The fallout for the Irish economy from the Covid-19 storm is less severe than once feared, as Government finances shape up well over recent weeks, the budget watchdog has said.
The Irish Fiscal Advisory Council (Ifac) has told the Irish Examiner the worst of its fears that Ireland was heading into a severe economic slump as outlined in its assessment in late May was now less likely. One of two other scenarios it mapped out at the time -- for either a "mild" or "central" outcome -- was now more likely, it said.
Its latest assessment is based on its reading of economic figures as well as the way Government finances have stood up in recent months, helped by some key sources of tax revenues.
In late May, Ifac mapped out a "mild", a "central" and a "severe" scenario for the economic effects of the disease. The severe scenario envisaged the State's debt soaring and entailing sizeable Government spending "adjustments" or austerity, in future years.
“The economy has been deeply impacted by the Covid-19 shock, but current data suggest that it might be towards the less severe end of the range of scenarios the council envisaged in its May report," Ifac chief economist Eddie Casey said.
"Both economic and budgetary figures so far have looked better than in our worst-case scenario. But many businesses still face major challenges and there are still many downside risks," he said. The risk of a further wave of the pandemic will continue to weigh on the economy, Mr Casey said.
However, the more upbeat assessment of the economy's resilience will come as welcome to news to the Government in the week that Taoiseach Micheál Martin and Tánaiste Leo Varadkar unveiled their summer stimulus package, which leading economists have said could have been more ambitious.
The package featured €5.4bn in additional spending and tax cuts, as well as a pre-announced €2bn credit-guarantee loan scheme, which has no upfront cost for the exchequer.
The scale of the measures fell short of the stimulus packages unveiled in other countries.
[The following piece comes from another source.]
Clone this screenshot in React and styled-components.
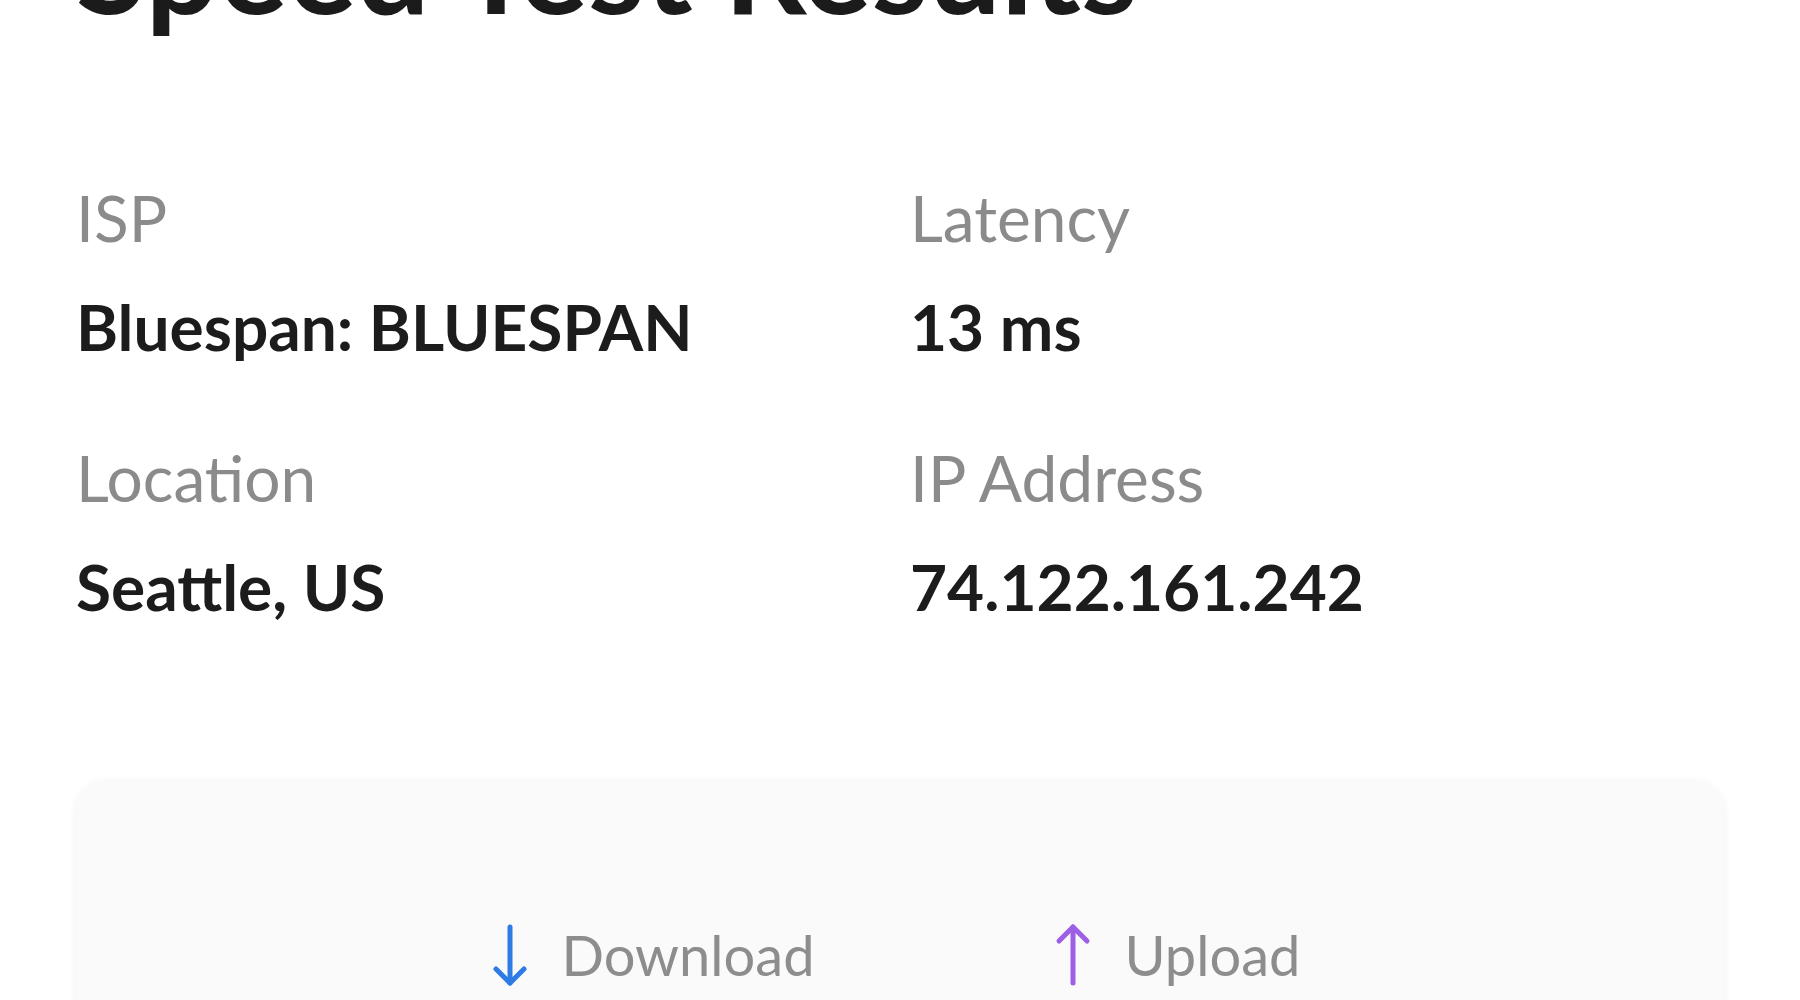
import React from "react";
import styled, { createGlobalStyle } from "styled-components";

const Global = createGlobalStyle`
  html, body { margin: 0; padding: 0; background: #ffffff; }
  body { font-family: Lato, "Open Sans", sans-serif; overflow: hidden; }
`;

const Page = styled.div`
  width: 1800px;
  height: 1000px;
  overflow: hidden;
  box-sizing: border-box;
  padding-left: 76px;
`;

const Title = styled.h1`
  margin: -100px 0 0 0;
  font-family: Lato, sans-serif;
  font-weight: 700;
  font-size: 129px;
  line-height: 1;
  color: #1b1b1b;
  letter-spacing: 0;
  white-space: nowrap;
`;

const InfoGrid = styled.div`
  display: grid;
  grid-template-columns: 834px 1fr;
  row-gap: 87px;
  margin-top: 157px;
`;

const Item = styled.div`
  display: flex;
  flex-direction: column;
  gap: 45px;
`;

const Label = styled.div`
  font-size: 64px;
  line-height: 1;
  font-weight: 400;
  color: #8b8b8b;
`;

const Value = styled.div`
  font-size: 64px;
  line-height: 1;
  font-weight: 700;
  color: #1c1c1c;
`;

const Card = styled.div`
  margin: 160px 0 0 -3px;
  width: 1654px;
  height: 300px;
  border-radius: 34px;
  background: #fafafa;
  box-shadow: 0 0 6px rgba(0, 0, 0, 0.03);
  display: flex;
  flex-direction: column;
  align-items: center;
  padding-top: 144px;
  box-sizing: border-box;
`;

const Legend = styled.div`
  display: flex;
  align-items: center;
  gap: 238px;
  margin-left: -10px;
`;

const LegendItem = styled.div`
  display: flex;
  align-items: center;
  gap: 32px;
  font-size: 56px;
  line-height: 1;
  color: #8d8d8d;
`;

const Arrow = ({ color, up }) => (
  <svg width="40" height="64" viewBox="0 0 40 64" fill="none">
    {up ? (
      <g stroke={color} strokeWidth="5" strokeLinecap="round" strokeLinejoin="round">
        <line x1="20" y1="4" x2="20" y2="60" />
        <polyline points="6,18 20,4 34,18" />
      </g>
    ) : (
      <g stroke={color} strokeWidth="5" strokeLinecap="round" strokeLinejoin="round">
        <line x1="20" y1="4" x2="20" y2="60" />
        <polyline points="6,46 20,60 34,46" />
      </g>
    )}
  </svg>
);

export default function App() {
  return (
    <Page>
      <Global />
      <Title>Speed Test Results</Title>
      <InfoGrid>
        <Item>
          <Label>ISP</Label>
          <Value>Bluespan: BLUESPAN</Value>
        </Item>
        <Item>
          <Label>Latency</Label>
          <Value>13 ms</Value>
        </Item>
        <Item>
          <Label>Location</Label>
          <Value>Seattle, US</Value>
        </Item>
        <Item>
          <Label>IP Address</Label>
          <Value>74.122.161.242</Value>
        </Item>
      </InfoGrid>
      <Card>
        <Legend>
          <LegendItem>
            <Arrow color="#2f7be6" />
            Download
          </LegendItem>
          <LegendItem>
            <Arrow color="#9c5fe6" up />
            Upload
          </LegendItem>
        </Legend>
      </Card>
    </Page>
  );
}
KBC Bank chief economist Austin Hughes said there was room to do more in October's budget and that other countries had already injected more money to cushion their economies.
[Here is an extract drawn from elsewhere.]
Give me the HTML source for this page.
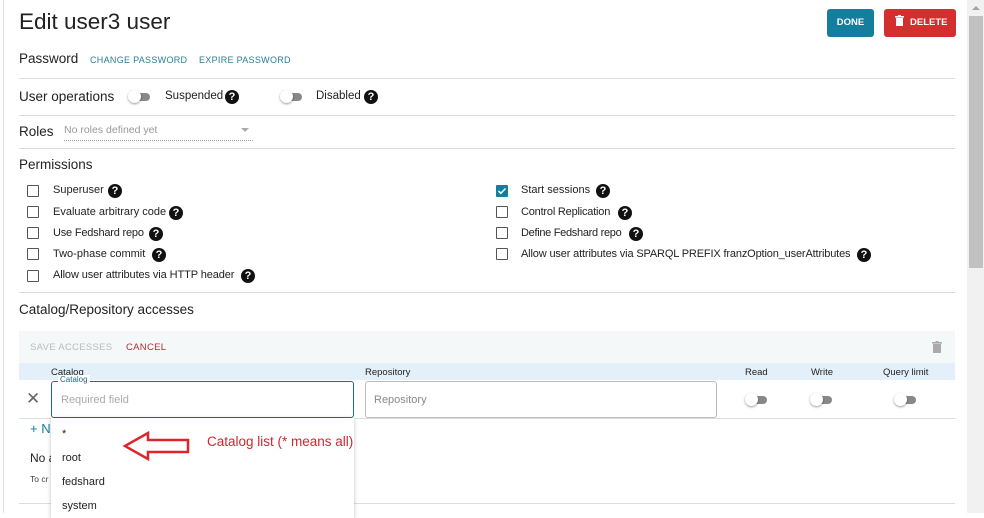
<!DOCTYPE html>
<html><head><meta charset="utf-8"><style>
*{margin:0;padding:0;box-sizing:border-box}
body{width:984px;height:513px;overflow:hidden;background:#fff;font-family:"Liberation Sans",sans-serif;color:#222;position:relative}
.a{position:absolute;white-space:nowrap}
.hr{position:absolute;left:19px;width:936px;height:1px;background:#dcdcdc}
.lab{font-size:11.5px;color:#222}
.sec{font-size:13.5px;color:#222}
.sm{font-size:9px;color:#2a7f96;letter-spacing:.3px}
.cb{position:absolute;width:12px;height:12px;border:1.5px solid #555;border-radius:1px}
.q{position:absolute;width:14px;height:14px;border-radius:50%;background:#111;color:#fff;font-size:11px;font-weight:bold;text-align:center;line-height:14px}
.tg{position:absolute;width:22px;height:10px}
.tg:before{content:"";position:absolute;left:4px;top:1px;width:18px;height:8px;border-radius:4px;background:#888}
.tg:after{content:"";position:absolute;left:0;top:-2px;width:13px;height:13px;border-radius:50%;background:#fff;box-shadow:0 1px 2px rgba(0,0,0,.4)}
</style></head><body>
<div class="a" style="left:3px;top:0;width:1px;height:513px;background:#e2e2e2"></div>
<div class="a" style="left:19px;top:9px;font-size:22.5px;color:#222">Edit user3 user</div>
<div class="a" style="left:827px;top:9px;width:47px;height:28px;background:#137e9e;border-radius:3px;color:#fff;font-size:9.5px;font-weight:bold;text-align:center;line-height:28px">DONE</div>
<div class="a" style="left:884px;top:9px;width:72px;height:28px;background:#d32f2f;border-radius:3px;color:#fff;font-size:9.5px;font-weight:bold;line-height:28px;padding-left:11px"><svg width="9" height="11" viewBox="0 0 9 11" style="vertical-align:-1px;margin-right:6px"><rect x="0" y="1" width="9" height="1.6" fill="#fff"/><rect x="3" y="0" width="3" height="1.5" fill="#fff"/><rect x="1" y="3" width="7" height="8" fill="#fff"/></svg>DELETE</div>
<div class="a sec" style="left:19px;top:51px">Password</div>
<div class="a sm" style="left:90px;top:55px">CHANGE PASSWORD</div>
<div class="a sm" style="left:199px;top:55px">EXPIRE PASSWORD</div>
<div class="hr" style="top:78px"></div>
<div class="a sec" style="left:19px;top:89px">User operations</div>
<div class="tg" style="left:128px;top:92px"></div>
<div class="a lab" style="left:165px;top:90px">Suspended</div>
<div class="q" style="left:225px;top:90px">?</div>
<div class="tg" style="left:280px;top:92px"></div>
<div class="a lab" style="left:316px;top:90px">Disabled</div>
<div class="q" style="left:364px;top:90px">?</div>
<div class="hr" style="top:115px"></div>
<div class="a sec" style="left:19px;top:124px">Roles</div>
<div class="a" style="left:64px;top:124px;font-size:10.5px;color:#999">No roles defined yet</div>
<div class="a" style="left:64px;top:140px;width:189px;border-top:1px dotted #999"></div>
<div class="a" style="left:241px;top:128px;border:4px solid transparent;border-top:4px solid #aaa"></div>
<div class="hr" style="top:148px"></div>
<div class="a sec" style="left:19px;top:157px">Permissions</div>
<div class="cb" style="left:27px;top:185px"></div><div class="a lab" style="left:53px;top:184px;font-size:11px">Superuser</div><div class="q" style="left:108px;top:184px">?</div>
<div class="cb" style="left:27px;top:206px"></div><div class="a lab" style="left:53px;top:206px;font-size:11px">Evaluate arbitrary code</div><div class="q" style="left:169px;top:206px">?</div>
<div class="cb" style="left:27px;top:227px"></div><div class="a lab" style="left:53px;top:227px;font-size:11px;letter-spacing:-.2px">Use Fedshard repo</div><div class="q" style="left:149px;top:227px">?</div>
<div class="cb" style="left:27px;top:248px"></div><div class="a lab" style="left:53px;top:248px;font-size:11px">Two-phase commit</div><div class="q" style="left:152px;top:248px">?</div>
<div class="cb" style="left:27px;top:270px"></div><div class="a lab" style="left:53px;top:269px;font-size:11px;letter-spacing:-.1px">Allow user attributes via HTTP header</div><div class="q" style="left:241px;top:269px">?</div>
<div class="cb" style="left:496px;top:185px;background:#137e9e;border-color:#137e9e"><svg width="10" height="10" viewBox="0 0 10 10" style="position:absolute;left:0;top:0"><path d="M1.5 5l2.3 2.3L8.5 2.5" stroke="#fff" stroke-width="1.6" fill="none"/></svg></div><div class="a lab" style="left:521px;top:184px;font-size:11px">Start sessions</div><div class="q" style="left:596px;top:184px">?</div>
<div class="cb" style="left:496px;top:206px"></div><div class="a lab" style="left:521px;top:206px;font-size:11px;letter-spacing:-.2px">Control Replication</div><div class="q" style="left:618px;top:206px">?</div>
<div class="cb" style="left:496px;top:227px"></div><div class="a lab" style="left:521px;top:227px;font-size:11px;letter-spacing:-.3px">Define Fedshard repo</div><div class="q" style="left:629px;top:227px">?</div>
<div class="cb" style="left:496px;top:248px"></div><div class="a lab" style="left:521px;top:248px;font-size:11px;letter-spacing:-.15px">Allow user attributes via SPARQL PREFIX franzOption_userAttributes</div><div class="q" style="left:857px;top:248px">?</div>
<div class="hr" style="top:292px"></div>
<div class="a sec" style="left:19px;top:302px">Catalog/Repository accesses</div>
<div class="a" style="left:19px;top:331px;width:936px;height:32px;background:#f4f8f9"></div>
<div class="a" style="left:30px;top:342px;font-size:9.5px;color:#bbb;letter-spacing:.3px">SAVE ACCESSES</div>
<div class="a" style="left:126px;top:342px;font-size:9.5px;color:#b03030;letter-spacing:.3px">CANCEL</div>
<svg class="a" style="left:932px;top:341px" width="10" height="12" viewBox="0 0 10 12"><rect x="0" y="1" width="10" height="1.6" fill="#aaa"/><rect x="3.5" y="0" width="3" height="1.5" fill="#aaa"/><rect x="1" y="3" width="8" height="9" fill="#aaa"/></svg>
<div class="a" style="left:19px;top:363px;width:936px;height:17px;background:#e3f0fa"></div>
<div class="a" style="left:51px;top:367px;font-size:9.5px">Catalog</div>
<div class="a" style="left:365px;top:367px;font-size:9.5px">Repository</div>
<div class="a" style="left:745px;top:367px;font-size:9.5px">Read</div>
<div class="a" style="left:811px;top:367px;font-size:9.5px">Write</div>
<div class="a" style="left:883px;top:367px;font-size:9.5px">Query limit</div>
<div class="a" style="left:26px;top:389px;font-size:17px;color:#666;line-height:20px">✕</div>
<div class="a" style="left:51px;top:381px;width:303px;height:37px;border:1px solid #1a6e85;border-radius:3px"></div>
<div class="a" style="left:58px;top:375px;font-size:8px;color:#1a6e85;background:#fff;padding:0 2px">Catalog</div>
<div class="a" style="left:61px;top:394px;font-size:11px;color:#aaa">Required field</div>
<div class="a" style="left:365px;top:381px;width:352px;height:37px;border:1px solid #bbb;border-radius:3px"></div>
<div class="a" style="left:374px;top:394px;font-size:11px;color:#888">Repository</div>
<div class="tg" style="left:745px;top:395px"></div>
<div class="tg" style="left:810px;top:395px"></div>
<div class="tg" style="left:894px;top:395px"></div>
<div class="a" style="left:19px;top:418px;width:936px;height:1px;background:#ddd"></div>
<div class="a" style="left:30px;top:421px;font-size:13px;color:#137e9e">+ N</div>
<div class="a" style="left:30px;top:451px;font-size:12px">No a</div>
<div class="a" style="left:30px;top:474px;font-size:8.5px;color:#444">To cr</div>
<div class="a" style="left:19px;top:503px;width:936px;height:1px;background:#ddd"></div>
<div class="a" style="left:51px;top:418px;width:303px;height:100px;background:#fff;box-shadow:0 1px 4px rgba(0,0,0,.25)"></div>
<div class="a" style="left:62px;top:428px;font-size:11px">*</div>
<div class="a" style="left:62px;top:452px;font-size:11px">root</div>
<div class="a" style="left:62px;top:476px;font-size:11px">fedshard</div>
<div class="a" style="left:62px;top:500px;font-size:11px">system</div>
<svg class="a" style="left:122px;top:430px" width="70" height="32" viewBox="0 0 70 32"><path d="M3 16L26 3V10H66V22H26V29Z" fill="none" stroke="#e0242c" stroke-width="2.5" stroke-linejoin="miter"/></svg>
<div class="a" style="left:207px;top:434px;font-size:13.5px;color:#d0262e">Catalog list (* means all)</div>
<div class="a" style="left:967px;top:0;width:17px;height:513px;background:#f1f1f1"></div>
<div class="a" style="left:969px;top:16px;width:14px;height:252px;background:#c1c1c1"></div>
<div class="a" style="left:972px;top:6px;border:4px solid transparent;border-bottom:4px solid #a3a3a3;border-top:0"></div>
</body></html>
"It falls short of some comparator countries in terms of fiscal support," Mr Hughes said, with the cumulative measures so far in Ireland amounting to around 9% of GDP, or around €30bn. That compares with direct supports in Germany costing 18% of GDP; 17% in Austria at 17%; and 13% of GDP in both Denmark and the Netherlands, Mr Hughes said.
He said it was widely accepted that Government spending and supports were necessary to alleviate the immediate downturn and to limit the longterm damage.
Mr Austin praised the Government's decision to extend the wage-subsidy scheme and the pandemic unemployment payments through to the start of spring next year as measures to bolster business confidence.
Dermot O'Leary, chief economist at broker Goodbody, said the size of the "direct and indirect support continues to lag peers" as the focus turns to October's budget.